Why It Still Matters

Why should a 300-year-old argument about windmills and invisible monads matter today? Because every time scientists debate whether artificial intelligence can be truly conscious, they’re stepping into Leibniz’s puzzle. Can a purely physical system, no matter how advanced, ever have a subjective inner life? Leibniz thought not, and his windmill thought experiment echoes through modern philosophy. Some contemporary thinkers propose scenarios remarkably similar to his—for instance, a scientist who knows all the physical facts about seeing red but has never experienced redness. They ask: would she learn something new? That is Leibniz’s old question in a new coat.

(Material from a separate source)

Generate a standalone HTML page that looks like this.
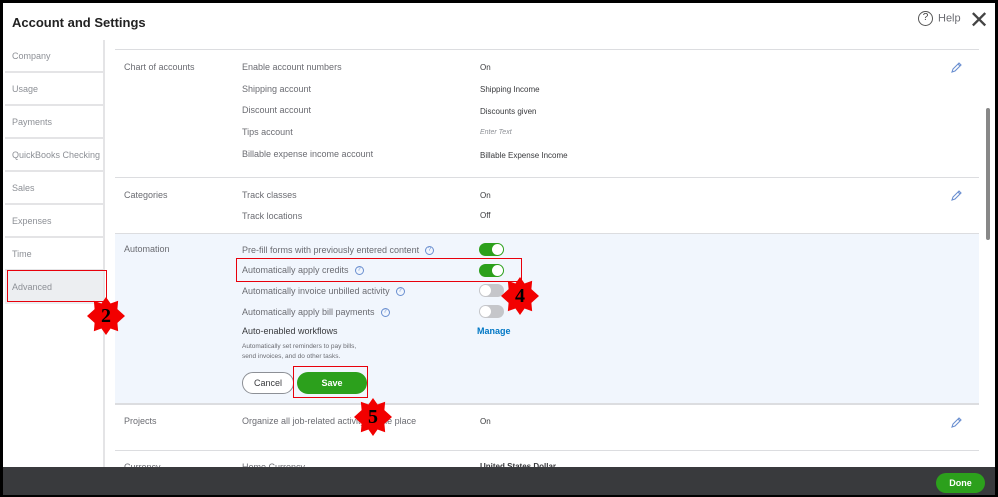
<!DOCTYPE html>
<html><head><style>
*{box-sizing:border-box;margin:0;padding:0}
body{width:998px;height:497px;overflow:hidden;background:#fff;font-family:"Liberation Sans",sans-serif;position:relative;color:#393a3d}
.frame{position:absolute;left:0;top:0;width:998px;height:497px;border:3px solid #000;border-bottom-width:2px}
.title{position:absolute;left:12px;top:15px;font-size:13px;font-weight:bold;color:#222}
.help{position:absolute;left:918px;top:11px;font-size:11px;color:#6b6c72}
.help span.q{display:inline-block;width:15px;height:15px;border:1.5px solid #555;border-radius:50%;text-align:center;font-size:10px;line-height:12px;color:#444;margin-right:5px;vertical-align:middle}
.x{position:absolute;left:969px;top:6px;font-size:24px;color:#444;font-weight:300}
.side{position:absolute;left:5px;top:40px;width:100px;border-right:2px solid #e4e4e6;height:427px}
.side div{height:33px;border-bottom:2px solid #e4e4e6;font-size:9px;color:#8d9096;padding:11px 0 0 7px}
.t{position:absolute;font-size:9px;color:#6b6c72;white-space:nowrap}
.v{position:absolute;font-size:8px;color:#393a3d;white-space:nowrap;left:480px}
.hl{position:absolute;left:115px;width:864px;height:1px;background:#dcdde0}
.tog{position:absolute;left:479px;width:25px;height:13px;border-radius:7px;background:#2ca01c}
.tog::after{content:"";position:absolute;right:1px;top:1px;width:11px;height:11px;border-radius:50%;background:#fff}
.tog.off{background:#c5c6ca}.tog.off::after{left:1px;right:auto}
.qi{display:inline-block;width:9px;height:9px;border:1px solid #6a8fd0;border-radius:50%;font-size:6px;line-height:7px;text-align:center;color:#6a8fd0;margin-left:6px;vertical-align:middle}
.red{position:absolute;border:1.5px solid #e8000b}
.star{position:absolute;width:38px;height:38px;background:#f20000;clip-path:polygon(50% 0,62% 17%,82% 10%,80% 32%,100% 50%,80% 68%,82% 90%,62% 83%,50% 100%,38% 83%,18% 90%,20% 68%,0 50%,20% 32%,18% 10%,38% 17%);font-family:"Liberation Serif",serif;font-weight:bold;font-size:20px;color:#000;text-align:center;line-height:38px}
.pen{position:absolute;left:950px;width:12px;height:12px}
</style></head><body>
<div class="title">Account and Settings</div>
<div class="help"><span class="q">?</span>Help</div>
<div class="x">✕</div>
<div class="side">
<div>Company</div><div>Usage</div><div>Payments</div><div>QuickBooks Checking</div><div>Sales</div><div>Expenses</div><div>Time</div><div style="background:#eceef1;border:none">Advanced</div>
</div>
<div class="hl" style="top:49px"></div>
<div class="t" style="left:124px;top:62px">Chart of accounts</div>
<div class="t" style="left:242px;top:62px">Enable account numbers</div><div class="v" style="top:63px">On</div>
<div class="t" style="left:242px;top:84px">Shipping account</div><div class="v" style="top:85px">Shipping Income</div>
<div class="t" style="left:242px;top:105px">Discount account</div><div class="v" style="top:107px">Discounts given</div>
<div class="t" style="left:242px;top:127px">Tips account</div><div class="v" style="top:129px;color:#8d9096;font-style:italic;font-size:7px">Enter Text</div>
<div class="t" style="left:242px;top:149px">Billable expense income account</div><div class="v" style="top:151px">Billable Expense Income</div>
<svg class="pen" style="top:62px" viewBox="0 0 12 12"><path d="M2 10l1-3 6-6 2 2-6 6z M8 2l2 2" fill="none" stroke="#6a8fd0" stroke-width="1.1"/></svg>
<div class="hl" style="top:177px"></div>
<div class="t" style="left:124px;top:190px">Categories</div>
<div class="t" style="left:242px;top:190px">Track classes</div><div class="v" style="top:191px">On</div>
<div class="t" style="left:242px;top:211px">Track locations</div><div class="v" style="top:211px">Off</div>
<svg class="pen" style="top:190px" viewBox="0 0 12 12"><path d="M2 10l1-3 6-6 2 2-6 6z M8 2l2 2" fill="none" stroke="#6a8fd0" stroke-width="1.1"/></svg>
<div style="position:absolute;left:115px;top:233px;width:864px;height:171px;background:#f1f6fd;border-top:1px solid #dcdde0;border-bottom:1px solid #dcdde0"></div>
<div class="t" style="left:124px;top:244px">Automation</div>
<div class="t" style="left:242px;top:245px">Pre-fill forms with previously entered content<span class="qi">?</span></div>
<div class="t" style="left:242px;top:265px">Automatically apply credits<span class="qi">?</span></div>
<div class="t" style="left:242px;top:286px">Automatically invoice unbilled activity<span class="qi">?</span></div>
<div class="t" style="left:242px;top:307px">Automatically apply bill payments<span class="qi">?</span></div>
<div class="tog" style="top:243px"></div><div class="tog" style="top:264px"></div>
<div class="tog off" style="top:284px"></div><div class="tog off" style="top:305px"></div>
<div class="t" style="left:242px;top:326px;color:#393a3d">Auto-enabled workflows</div>
<div class="t" style="left:477px;top:326px;color:#0077c5;font-weight:bold">Manage</div>
<div class="t" style="left:242px;top:342px;font-size:6.5px;line-height:10px">Automatically set reminders to pay bills,<br>send invoices, and do other tasks.</div>
<div style="position:absolute;left:242px;top:372px;width:52px;height:22px;border:1px solid #8d9096;border-radius:11px;background:#fff;font-size:9px;text-align:center;line-height:20px;color:#393a3d">Cancel</div>
<div style="position:absolute;left:297px;top:372px;width:70px;height:22px;border-radius:11px;background:#2ca01c;font-size:9px;font-weight:bold;text-align:center;line-height:22px;color:#fff">Save</div>
<div class="hl" style="top:404px"></div>
<div class="t" style="left:124px;top:416px">Projects</div>
<div class="t" style="left:242px;top:416px">Organize all job-related activity in one place</div><div class="v" style="top:417px">On</div>
<svg class="pen" style="top:417px" viewBox="0 0 12 12"><path d="M2 10l1-3 6-6 2 2-6 6z M8 2l2 2" fill="none" stroke="#6a8fd0" stroke-width="1.1"/></svg>
<div class="hl" style="top:450px"></div>
<div class="t" style="left:124px;top:462px">Currency</div>
<div class="t" style="left:242px;top:462px">Home Currency</div><div class="v" style="top:462px;font-weight:bold">United States Dollar</div>
<div style="position:absolute;left:986px;top:108px;width:4px;height:132px;background:#888;border-radius:2px"></div>
<div style="position:absolute;left:0;top:467px;width:998px;height:30px;background:#393a3d"></div>
<div style="position:absolute;left:936px;top:473px;width:49px;height:20px;border-radius:10px;background:#2ca01c;color:#fff;font-size:9px;font-weight:bold;text-align:center;line-height:20px">Done</div>
<div class="red" style="left:7px;top:270px;width:100px;height:32px"></div>
<div class="red" style="left:236px;top:258px;width:286px;height:24px"></div>
<div class="red" style="left:293px;top:366px;width:75px;height:32px"></div>
<div class="star" style="left:87px;top:297px">2</div>
<div class="star" style="left:501px;top:277px">4</div>
<div class="star" style="left:354px;top:398px">5</div>
<div class="frame"></div>
</body></html>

Leibniz also reminds you that your mind is far deeper than what floats on the surface. You carry a hidden ocean of tiny perceptions and appetitions that shape your moods, choices, and sense of self. So the next time your body flinches at a rustle before you realize you heard it, you’re touching the very depths Leibniz mapped. You are not a machine built from parts, nor a ghost trapped in a machine. You are, perhaps, a whole world of perceptions, harmonizing with the entire universe.
Think about it
- If a robot could laugh, cry, and hold a conversation just like a person, would that prove it was conscious? Why or why not?
- Leibniz believed you have millions of tiny perceptions you never notice. Can you think of a time your body reacted to something before you were aware of it? What does that tell you about how your mind works?
- If all your thoughts are just the result of previous thoughts inside your own mind (like dominoes), are you really free? Or is everything you think already determined by your past?